ApportVersion: 2.0.1-0ubuntu17.2
Architecture: i386
ArecordDevices: arecord: device_list:252: no soundcards found...
AudioDevicesInUse: Error: command ['fuser', '-v', '/dev/snd/by-path', '/dev/snd/controlC0', '/dev/snd/pcmC0D0c', '/dev/snd/pcmC0D0p', '/dev/snd/pcmC0D1p', '/dev/snd/midiC0D0', '/dev/snd/seq', '/dev/snd/timer'] failed with exit code 1:
Date: Mon May 20 09:53:54 2013
HibernationDevice: RESUME=UUID=20273ec5-368b-49e4-b7b4-b9983dc66732
InstallationMedia: Ubuntu 12.04.1 LTS "Precise Pangolin" - Release i386 (20120817.1)
Lsusb: Bus 001 Device 001: ID 1d6b:0001 Linux Foundation 1.1 root hub
MachineType: Giga-Byte Technology CO., LTD i440BX-W977
MarkForUpload: True
ProcEnviron:
 TERM=xterm
 PATH=(custom, no user)
 LANG=de_DE.UTF-8
 SHELL=/bin/bash
ProcFB: 0 VESA VGA
ProcKernelCmdLine: BOOT_IMAGE=/vmlinuz-3.2.0-43-generic-pae root=UUID=cb9535b0-5aba-42d3-9186-2a5255f2d167 ro nomodeset quiet splash vt.handoff=7
RelatedPackageVersions:
 linux-restricted-modules-3.2.0-43-generic-pae N/A
 linux-backports-modules-3.2.0-43-generic-pae N/A
 linux-firmware 1.79.4
RfKill:
 0: phy0: Wireless LAN
  Soft blocked: no
  Hard blocked: no
SourcePackage: linux
UpgradeStatus: No upgrade log present (probably fresh install)
dmi.bios.date: 12/18/00
dmi.bios.vendor: Award Software International, Inc.
dmi.bios.version: 4.51 PG
dmi.board.name: i440BX-W977
dmi.board.vendor: Corporation Name
dmi.board.version: 1.0
dmi.chassis.type: 2
dmi.chassis.vendor: Corporation Name
dmi.chassis.version: 1.0
dmi.modalias: dmi:bvnAwardSoftwareInternational,Inc.:bvr4.51PG:bd12/18/00:svnGiga-ByteTechnologyCO.,LTD:pni440BX-W977:pvr1.0:rvnCorporationName:rni440BX-W977:rvr1.0:cvnCorporationName:ct2:cvr1.0:
dmi.product.name: i440BX-W977
dmi.product.version: 1.0
dmi.sys.vendor: Giga-Byte Technology CO., LTD

Revision history for this message
Bernd Edlinger (bernd-edlinger) wrote :
Revision history for this message
Brad Figg (brad-figg) wrote : Status changed to Confirmed

This change was made by a bot.

Changed in linux (Ubuntu):
status: New → Confirmed
Revision history for this message
Joseph Salisbury (jsalisbury) wrote :

Would it be possible for you to test the latest upstream stable kernel?
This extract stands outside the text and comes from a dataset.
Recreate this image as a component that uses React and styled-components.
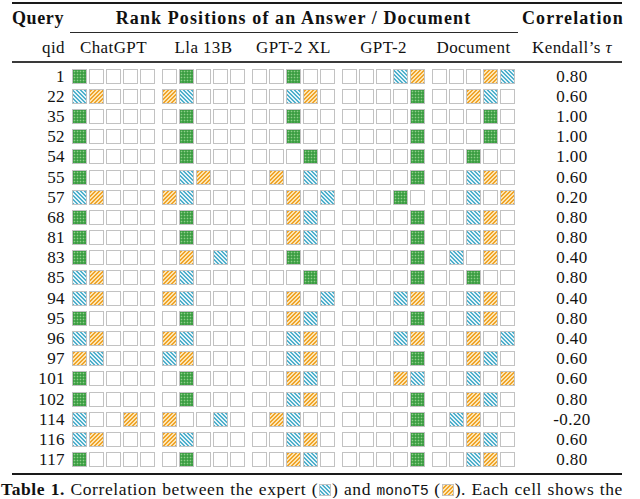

Please test the latest v3.2 stable kernel[0].

If this bug is fixed in the mainline kernel, please add the following tag 'kernel-fixed-upstream'.

If the mainline kernel does not fix this bug, please add the tag: 'kernel-bug-exists-upstream'.

If you are unable to test the mainline kernel, for example it will not boot, please add the tag: 'kernel-unable-to-test-upstream'.
Once testing of the upstream kernel is complete, please mark this bug as "Confirmed".

Thanks in advance.

[0] http://kernel.ubuntu.com/~kernel-ppa/mainline/v3.2.45-precise/

Changed in linux (Ubuntu):
importance: Undecided → Medium
status: Confirmed → Incomplete
tags: added: regression-update
Revision history for this message
Bernd Edlinger (bernd-edlinger) wrote :

Ok, I installed the following kernel: linux-image-3.2.45-030245-generic-pae_3.2.45-030245.201305140735_i386.deb

This bug is definitely fixed with this image:
A short disconnect (reboot AP) => network re-connects immediately.
A long disconnect (1 minute power-off AP) => network re-connects after 5 minutes.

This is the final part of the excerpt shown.